How much schools would have to pay back would be based on complicated formulas including their mix of majors and the difference between students’ expected annual repayment rates and what they've actually paid. Higher education experts say uncertainty about the formula is reason enough to be nervous about how this would play out in practice.

If the plan goes through, it would not take effect for a couple of years. But once it kicks in, schools would be on the hook for presumably increasing amounts of money each year, as succeeding cohorts of students graduate and some fall behind in their payments. 

“No institution can really predict what those expenses might be,” says Robert Shireman, a senior fellow at The Century Foundation and federal education official. “Public institutions would be committing some future legislature in 10 years to have to pay back loans that are being made right now.”

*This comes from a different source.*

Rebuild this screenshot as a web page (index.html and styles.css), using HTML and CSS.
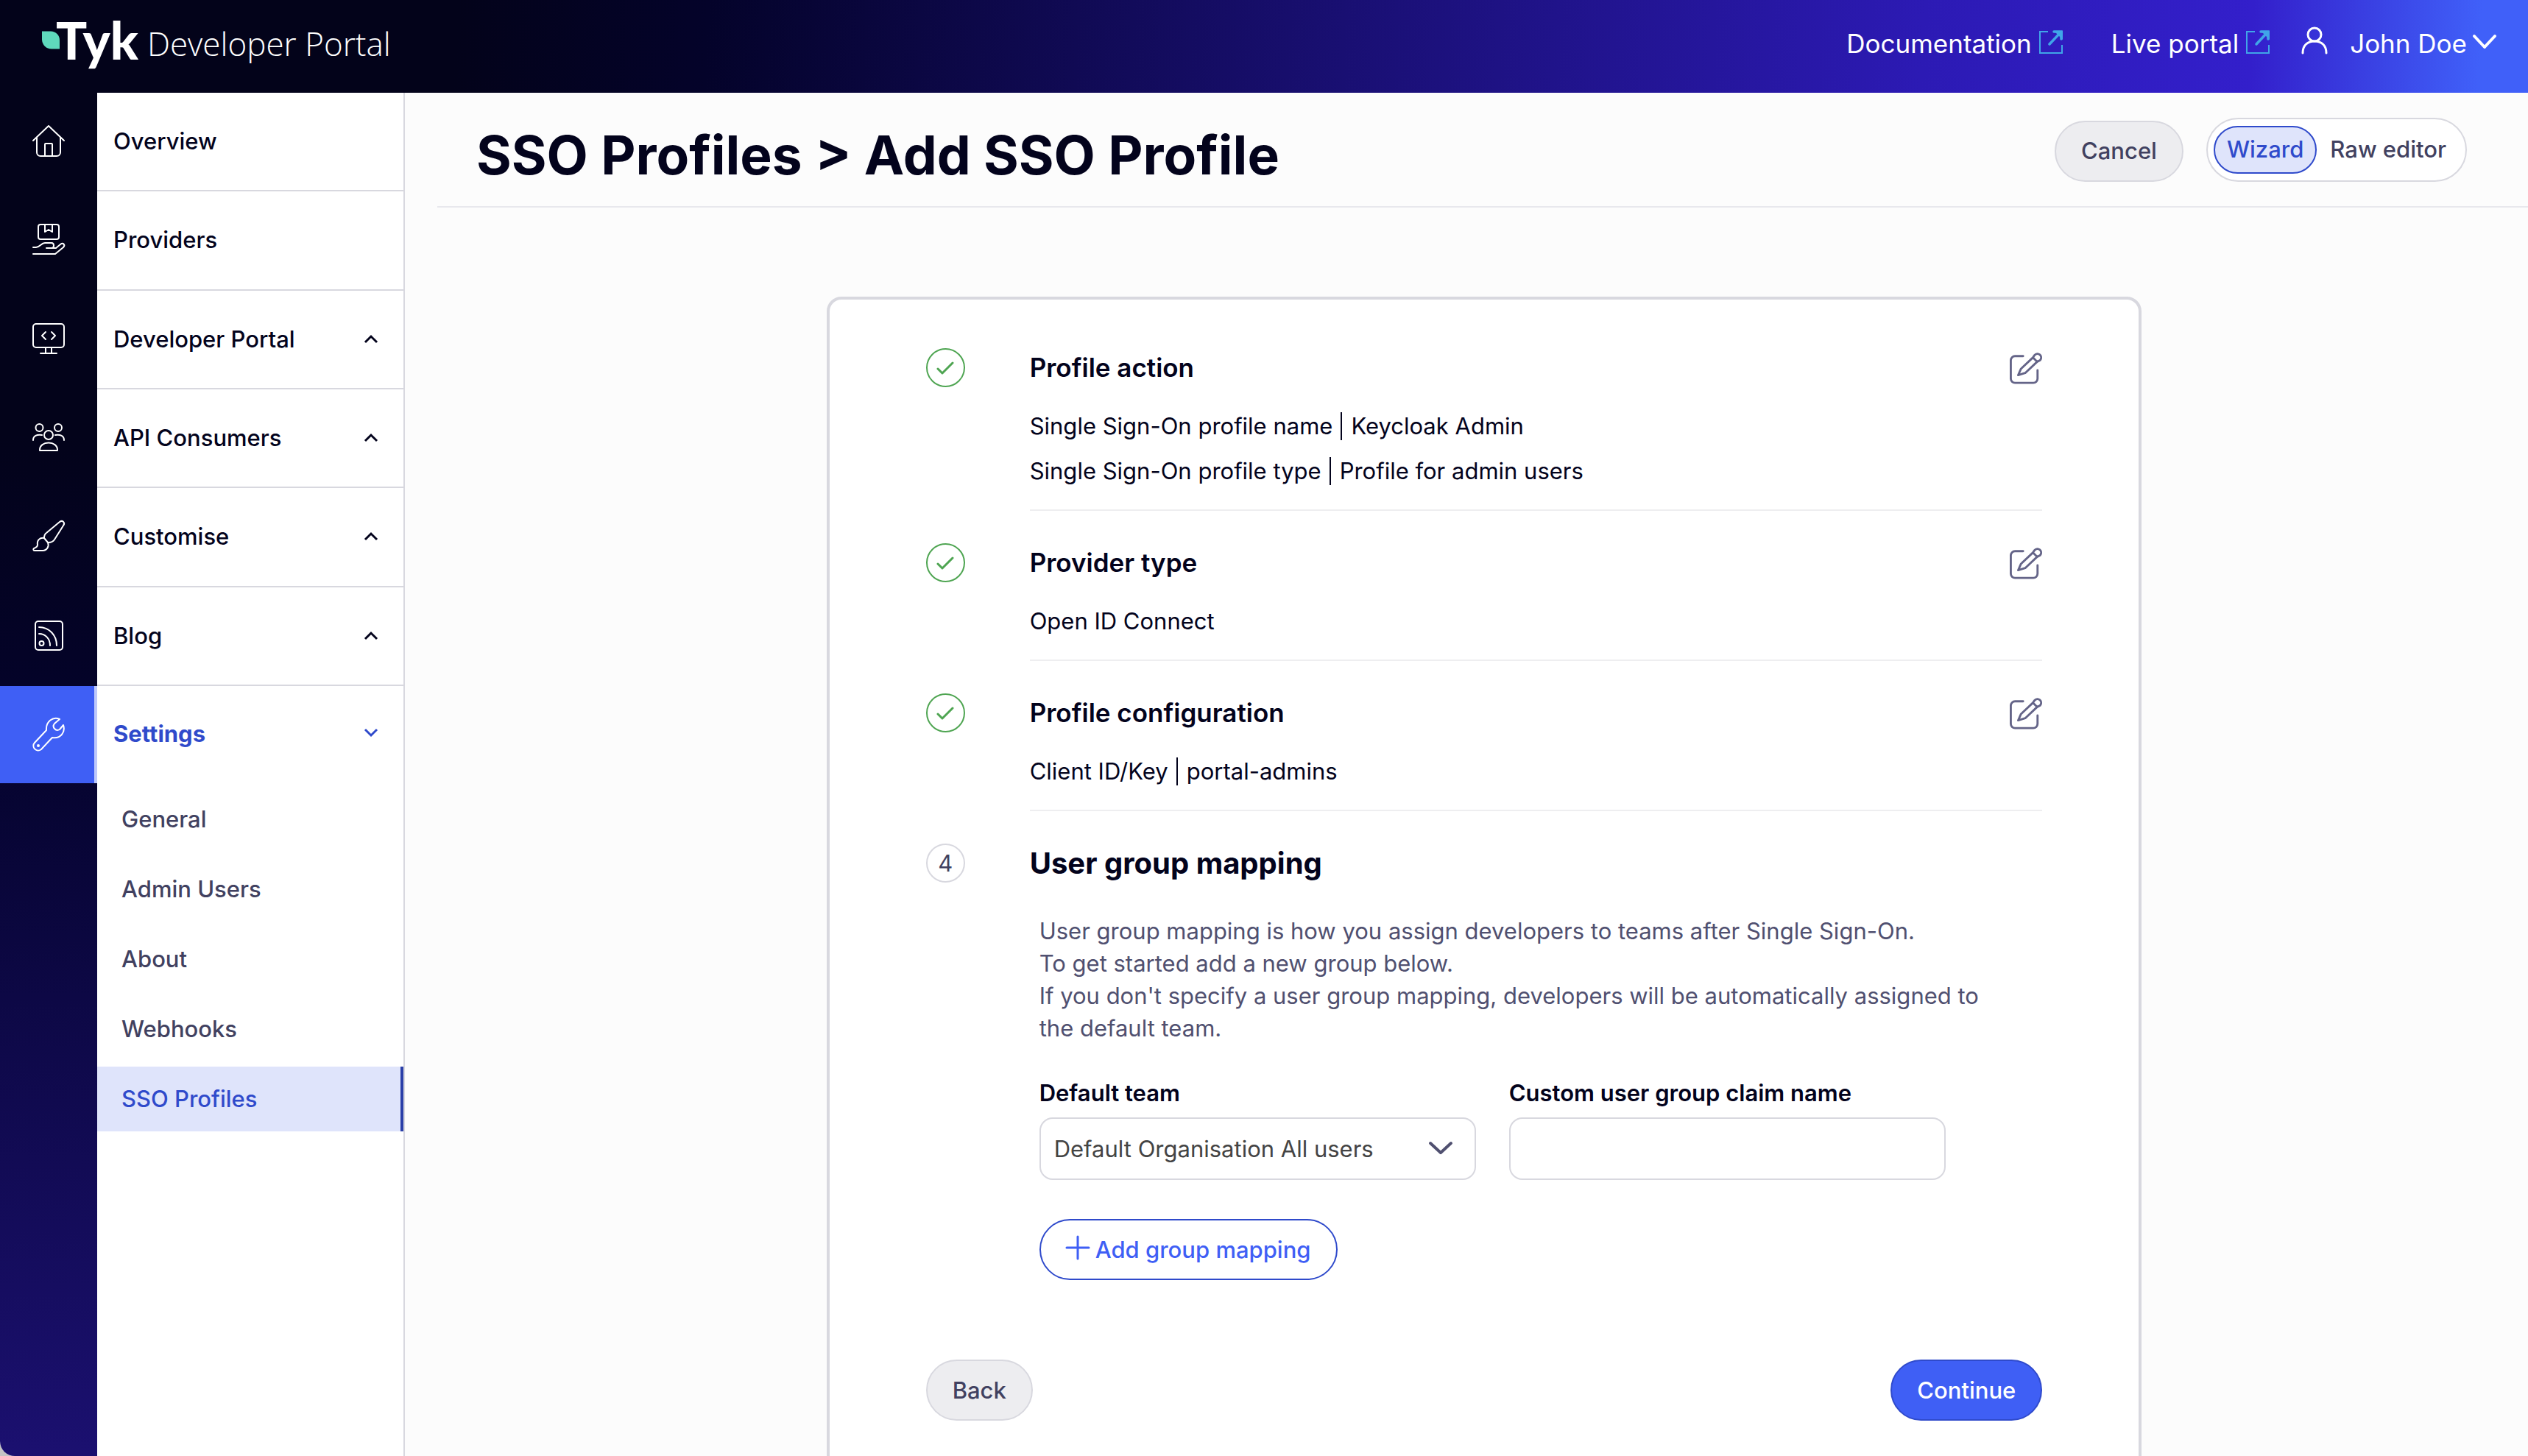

Shireman and Flores both say that the issue of future liabilities could be so dire that many institutions could remove themselves from the federal student loan program altogether. Goldrick-Rab argues that’s unlikely, since loans are such an important source of funding for students — and may become even more so if the congressional bill ends up cutting grants.

Regardless, the congressional bill, by reducing grants and shuttering some federal loan programs, will direct more students toward the private loan market. That would end up raising borrowing costs for students.

The interaction with private markets may end up sinking the risk-sharing proposal, Goldrick-Rab suggests. President Donald Trump is a fan of for-profit universities — he once owned one himself — and they’d end up being on the hook for a lot of unpaid loans.

“The school has to pay back the loans for students who don’t finish or don’t repay them,” Goldrick-Rab says. “That’s going to hit the for-profits really hard.”